Formé parte del jurado del Premio de Poesía Jaime Gil de Biedma y releo ahora con renovada emoción el libro premiado que me envía Visor: Japonesas. La autora se siente a ráfagas revolucionaria. Al escribir se le encoge el miedo y olvida la muerte. Alucinada, se derrumba sobre la hierba. Destello extraño, esmalte de cristal, azul frontera de las nieves, no sabe en qué parte podrá escapar de su camino literario. Se derraman los haikus como los granos de la granada insólita y recuerda que en su casa tiene harina blanca, cilantro, pimienta, hachís y hojaldres de atún. Si la amada se acercara a su lecho de plumas, ella le ofrecería la luna de leche de sus pechos, el claro silencio adormecido y trufas de Teruel.

Se mira entonces al espejo, indecisa, y se angustia con la posible ausencia de su amada, amada en el amado transformada. Se siente más feliz en tiendas de campaña que en palacios. El amor de ella se vertió sobre un nogal fatigado, mientras centelleaban sus ojos sin respirar. Ella, la que le amaba, era una cierva echada sobre un prado de hierba. Su vientre palpitaba lleno de peces. “Echaremos calor en la humedad del día”, escribe. Y absorta sobre las venas nevadas de su cuello, la enamorada pondrá el frágil sello “que ella adora”. En sus manos, ceñidas en los pechos, “dos pichones reclusos anidaron”. Y se cegaron de amor.

Platón llamó “décima musa” a Safo de Lesbos que gimió bajo la tiranía de Mirsilo. Símbolo del amor entre mujeres, heroína de Ovidio, se lanzó al mar desde la roca Léucade, suicidándose por un incierto amor no correspondido.
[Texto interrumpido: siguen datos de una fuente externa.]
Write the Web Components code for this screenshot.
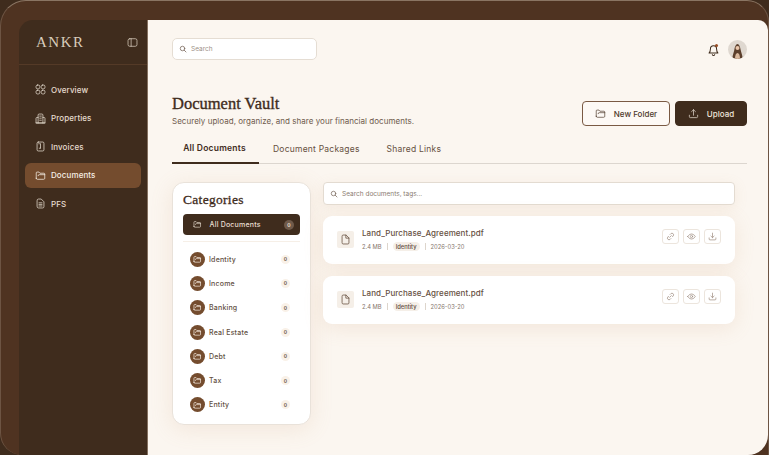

Isla Correyero se lamenta en sus poemas sin exageración. Pero cae extenuada en brazos de las lectoras, y también de los lectores, al escribir sus versos estremecidos.

“Viene de allá tu ley, también la bronca, amarillo es mi espacio de ámbar fósil. Con sus cristalinos ojos de glaciaciones, ella hiela el tiempo y pone brasas en la mirada, rotas las cadenas de su lugar sin torre”. Son ya las largas horas del desgarro. Carbonizado el corazón se hace deforme, cieno y combate. Y se envuelve en la tortura por la ausencia de ella. Porque “estás en mí, metida y trabajando para excavar un pozo en mi garganta, con tu exigencia quieres escarbarme y con tu lengua helar mi voz salvaje”. Sorda y devastada, la amante abona con sus lágrimas el suelo y con ellas se alimenta, en la fecunda matriz de su memoria terrenal.

Reniega entonces de su reino, siente que la locura le divide el cerebro y le revienta el pulmón con sus cadenas. Desnuda entonces su alma: “Harta de lumbre y vuelo solo vivo en el espeso bosque de mi lecho, sola”. Se lleva, en fin, el equipaje de su ausencia al sosiego impecable de la muerte. Y escribe devastada: “Cada vez más profunda es mi tristeza. Qué táctica tienes que me anula. Imprecisa lesbiana pido máscara que acabe de ocultarme y me enmudezca”. Sin embargo, todavía alienta en ella el amor que se vierte en los haikus finales. “A mis tobillos vuélveles la sangre, y a estos ojos, amada, su locura”. Y suplica: “Duerme sobre mi sueño. Sobre mi luz, reposa”.